Henton and Anthony Body, two local “bail disruptors” from the Bail Project, work out of a small office in the Terminal Tower in Downtown Cleveland. 

Kareem Henton, left, and Anthony Body, right, make up the Bail Project's team in Cleveland.
Credit Nick Castele / Ideastream
/
Ideastream
Kareem Henton, left, and Anthony Body, right, make up the Bail Project's team in Cleveland.

The project can cover up to a $5,000 surety bond, which requires all the money up front. They’ll also pay up to a $10,000, 10% bond, which only requires $1,000 down. On average, the project pays $869 per case, according to Henton and Body. 

When the cases are over, the project gets the money back to use again for a new defendant. Overall, the Bail Project in Cleveland has been on the hook for $1 million in bonds, Henton said.

The project doesn’t just bail people out of jail. Henton said he tries to sign defendants up for other services they might need.

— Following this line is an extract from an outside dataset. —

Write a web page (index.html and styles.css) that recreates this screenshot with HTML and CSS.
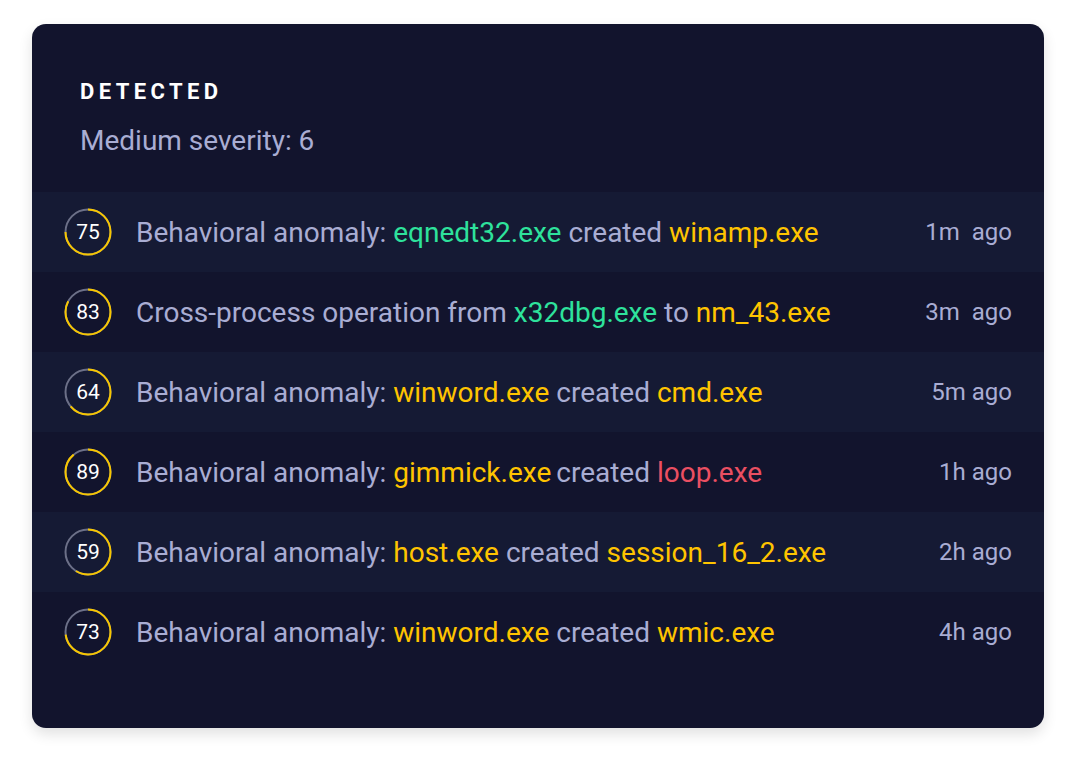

“A person has a brush with the criminal justice system,” he said. “Well, it might have something to do with the fact that they’re homeless. Well, if we help them with their homelessness, then they’re perhaps not going to wind up back in here.”

The project largely bails out defendants charged with felonies in Cuyahoga County Common Pleas Court. The public defender’s office often tips Henton and Body off when people who need assistance.

Body said he and Henton have even received calls from inside the jail. 

“They get to having conversations within the jail,” Body said. “We’ll receive collect calls, prepaid calls, with folks saying my name’s such-and-such, my bond is only $5,000, can you come interview me?”

If Henton and Body had their way, the Bail Project probably wouldn’t exist at all. Both want local governments to end the cash bail system.

Critics of bail projects say more consideration should be given to victims and the possibility that a defendant could commit a crime while out on bail.

But the court has already weighed a person’s risk to the community in setting a bond amount in the first place, Body said.

An Ohio Supreme Court panel in 2019 recommended that courts move away from cash bail and “consider all alternatives to pretrial detention.” It cited a Buckeye Institute study that found a day in jail costs about 13 times as much as supervised release.

Cuyahoga County Prosecutor Michael O’Malley said he sees the project’s work as a positive. If a defendant did threaten victims or witnesses, he said, his office would voice concerns to the court.

“But those cases are few and far between,” O’Malley said. “And generally, I think what we see is, more often than not, that people can’t post bond, and as a result of not being able to post bond, we have additional people sitting in the county jail.”

Defendants have come back to the Justice Center for their court dates 95% of the time, according to the Bail Project’s spokesman. If the project faced any skepticism when it started, that record has won it respect, according to Cuyahoga County Public Defender Mark Stanton.

“The individuals who are receiving the bonds because of the Bail Project’s interaction are appearing,” Stanton said. “They’re not committing crimes, and they’re appearing at a very high rate.”

The Bail Project currently operates in Phoenix, Indianapolis, Charlotte, Arkansas, Louisville, Tulsa, Detroit, Augusta, Baton Rouge, Chicago, St. Louis, San Diego, St. Charles, Spokane and the Bronx.

While the Bail Project has tried to help more defendants get out of jail, court leaders are also taking steps to put fewer people behind bars while awaiting trial in the first place.

Cleveland Municipal Court has a new pretrial services program that allows more defendants to await trial outside of jail on court supervision. Cuyahoga County Common Pleas Court has also encouraged more no-cash personal bonds.

Stanton remains skeptical this change of attitude is permanent. Inmate deaths are what injected urgency into bail reform talks here, he said. 

“We have had nine dead bodies in Cuyahoga County Jail in the last year and a half,” he said. “And that, more than any other reason, drove this alleged reversal of a bond policy. But there’s still far too many people that have cash bonds attached to their cases.”